== Problem to work on ==
Your task is to retype the lines between the line with "Give me the" and the line with "The picture is", inclusive. Copy no pictures and no other lines.

== Dataset excerpts ==
"""

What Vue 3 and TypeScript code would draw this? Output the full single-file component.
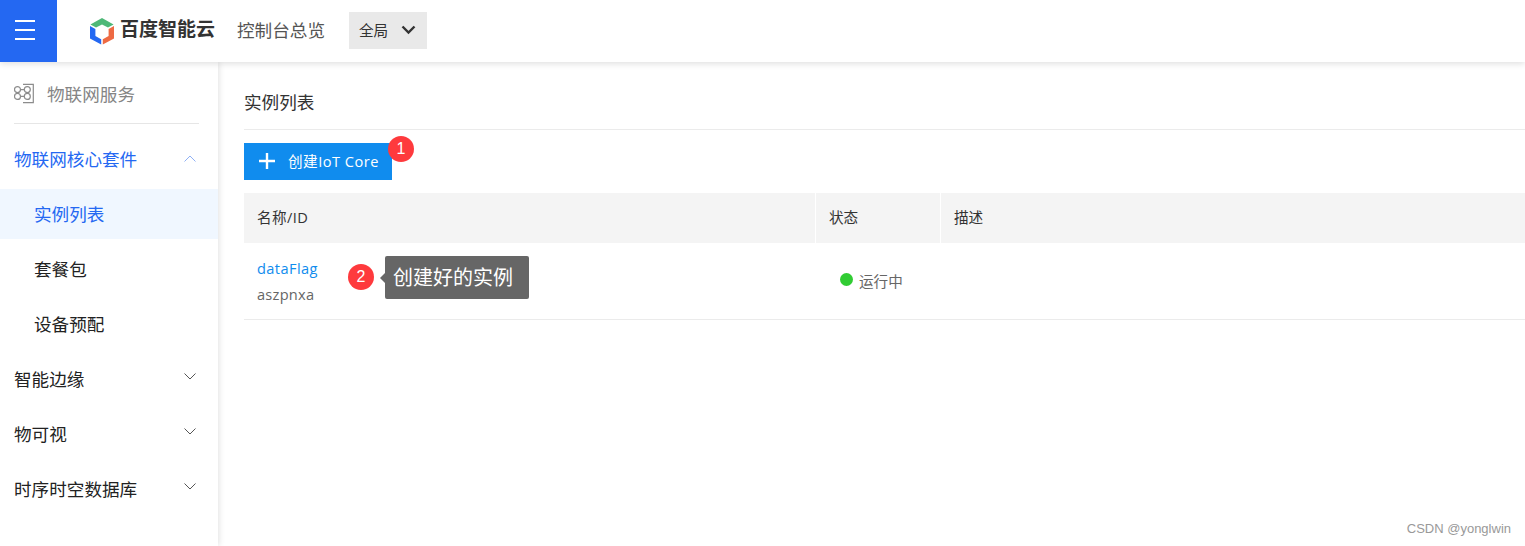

"""
"""

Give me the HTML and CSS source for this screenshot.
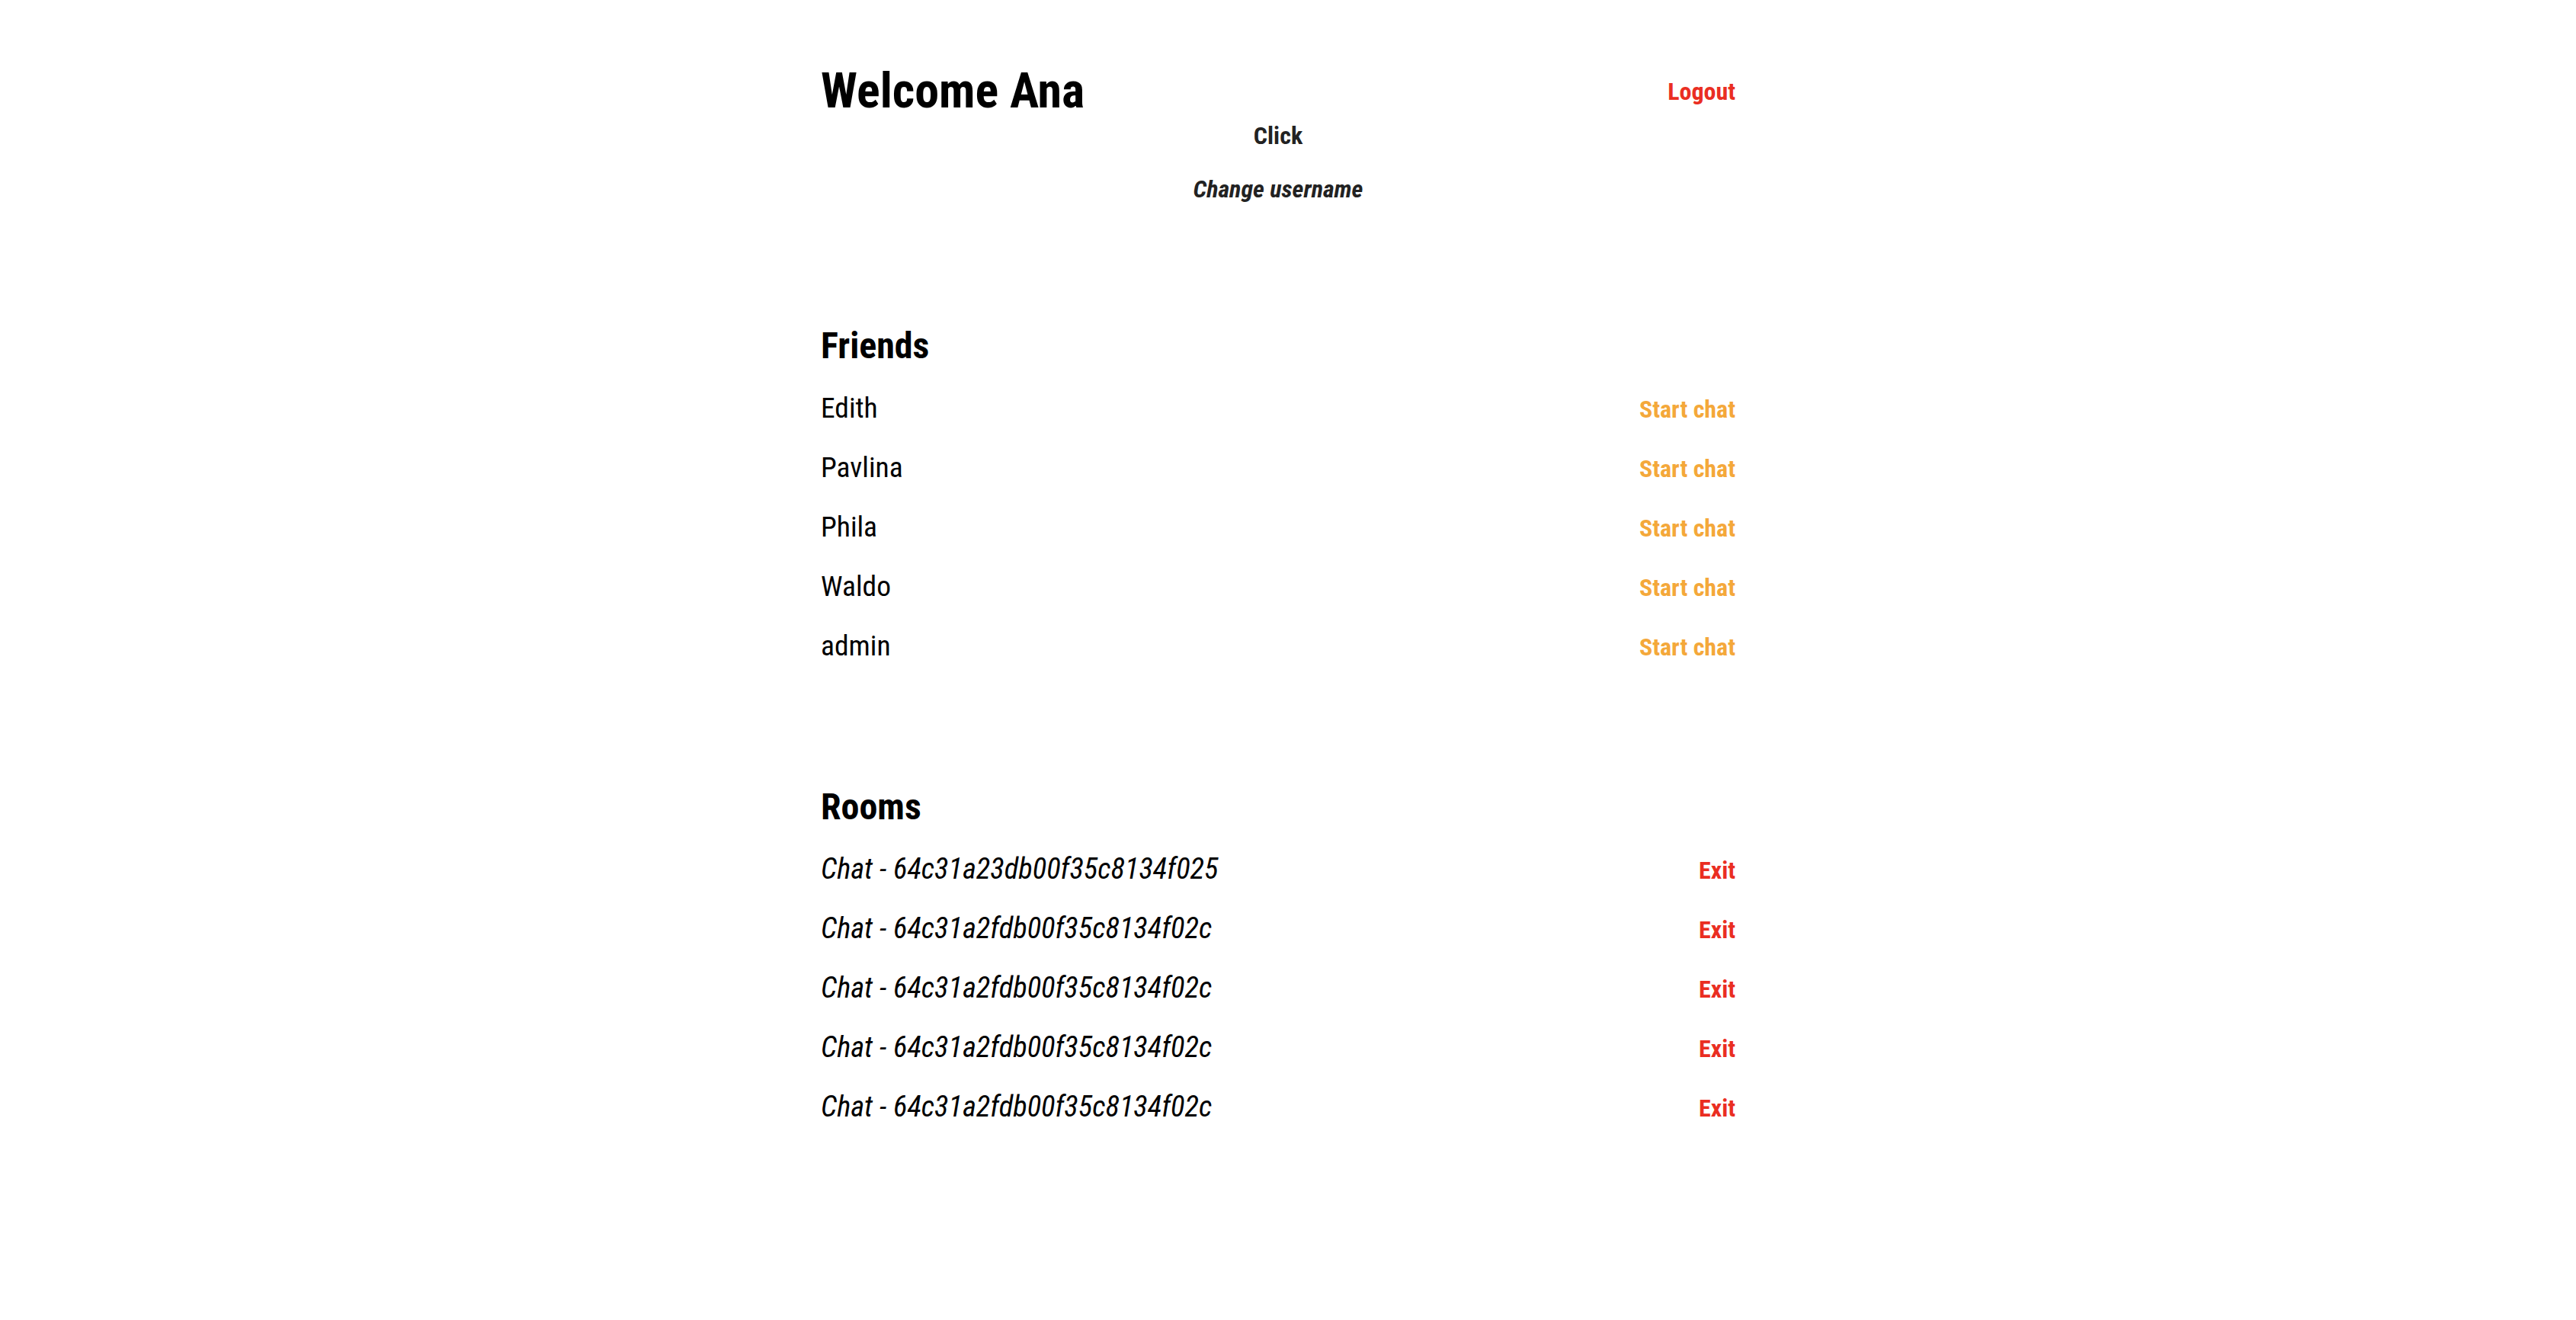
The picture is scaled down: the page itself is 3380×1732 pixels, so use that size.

"""
"""

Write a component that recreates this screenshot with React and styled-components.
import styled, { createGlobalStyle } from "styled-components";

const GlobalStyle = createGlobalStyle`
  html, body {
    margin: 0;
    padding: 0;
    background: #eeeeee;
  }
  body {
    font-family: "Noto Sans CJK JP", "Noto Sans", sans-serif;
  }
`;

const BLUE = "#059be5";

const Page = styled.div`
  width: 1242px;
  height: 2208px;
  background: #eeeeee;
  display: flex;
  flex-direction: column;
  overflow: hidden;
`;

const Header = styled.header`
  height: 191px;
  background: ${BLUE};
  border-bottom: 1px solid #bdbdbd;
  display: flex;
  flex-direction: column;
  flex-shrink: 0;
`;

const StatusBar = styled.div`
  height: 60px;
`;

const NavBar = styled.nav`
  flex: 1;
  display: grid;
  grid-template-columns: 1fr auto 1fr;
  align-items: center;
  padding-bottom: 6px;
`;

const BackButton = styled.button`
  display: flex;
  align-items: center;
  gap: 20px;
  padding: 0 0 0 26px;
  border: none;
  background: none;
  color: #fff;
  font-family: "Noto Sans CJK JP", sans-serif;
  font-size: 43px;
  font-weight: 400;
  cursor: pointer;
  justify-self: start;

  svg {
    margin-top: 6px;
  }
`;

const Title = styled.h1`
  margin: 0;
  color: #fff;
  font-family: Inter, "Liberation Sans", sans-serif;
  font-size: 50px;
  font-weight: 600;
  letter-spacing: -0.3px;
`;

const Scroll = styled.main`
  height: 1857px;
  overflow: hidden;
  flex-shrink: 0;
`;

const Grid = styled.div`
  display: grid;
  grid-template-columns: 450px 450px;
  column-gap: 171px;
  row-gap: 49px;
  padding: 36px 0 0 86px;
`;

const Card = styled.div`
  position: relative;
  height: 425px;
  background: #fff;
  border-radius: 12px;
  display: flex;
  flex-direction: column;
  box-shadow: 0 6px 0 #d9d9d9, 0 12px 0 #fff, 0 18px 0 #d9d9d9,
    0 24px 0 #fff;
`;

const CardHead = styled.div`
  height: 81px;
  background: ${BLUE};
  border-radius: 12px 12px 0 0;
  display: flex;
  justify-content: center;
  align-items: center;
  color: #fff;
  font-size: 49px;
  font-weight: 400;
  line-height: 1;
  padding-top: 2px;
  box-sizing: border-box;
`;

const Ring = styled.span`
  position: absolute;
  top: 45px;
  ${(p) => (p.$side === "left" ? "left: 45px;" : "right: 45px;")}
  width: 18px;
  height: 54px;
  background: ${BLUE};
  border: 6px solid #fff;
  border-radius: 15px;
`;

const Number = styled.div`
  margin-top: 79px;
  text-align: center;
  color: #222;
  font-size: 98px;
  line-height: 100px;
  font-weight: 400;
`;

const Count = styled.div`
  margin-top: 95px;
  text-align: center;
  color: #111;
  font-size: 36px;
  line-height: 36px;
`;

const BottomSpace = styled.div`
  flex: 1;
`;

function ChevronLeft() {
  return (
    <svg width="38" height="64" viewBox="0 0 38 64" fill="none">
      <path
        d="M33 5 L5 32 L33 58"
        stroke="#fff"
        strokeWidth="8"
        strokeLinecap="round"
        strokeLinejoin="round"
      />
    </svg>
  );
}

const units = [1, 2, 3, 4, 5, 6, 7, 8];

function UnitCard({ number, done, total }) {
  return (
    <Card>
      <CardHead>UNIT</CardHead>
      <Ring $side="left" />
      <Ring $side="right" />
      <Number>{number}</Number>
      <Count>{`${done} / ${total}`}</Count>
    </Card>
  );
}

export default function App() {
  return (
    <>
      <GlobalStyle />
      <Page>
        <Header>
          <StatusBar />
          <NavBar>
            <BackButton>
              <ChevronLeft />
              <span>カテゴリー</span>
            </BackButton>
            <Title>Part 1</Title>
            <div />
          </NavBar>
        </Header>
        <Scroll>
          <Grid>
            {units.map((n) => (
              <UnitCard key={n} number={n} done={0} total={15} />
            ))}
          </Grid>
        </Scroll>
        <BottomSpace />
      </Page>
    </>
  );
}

"""

== Written reply ==
Give me the HTML and CSS source for this screenshot.
The picture is scaled down: the page itself is 3380×1732 pixels, so use that size.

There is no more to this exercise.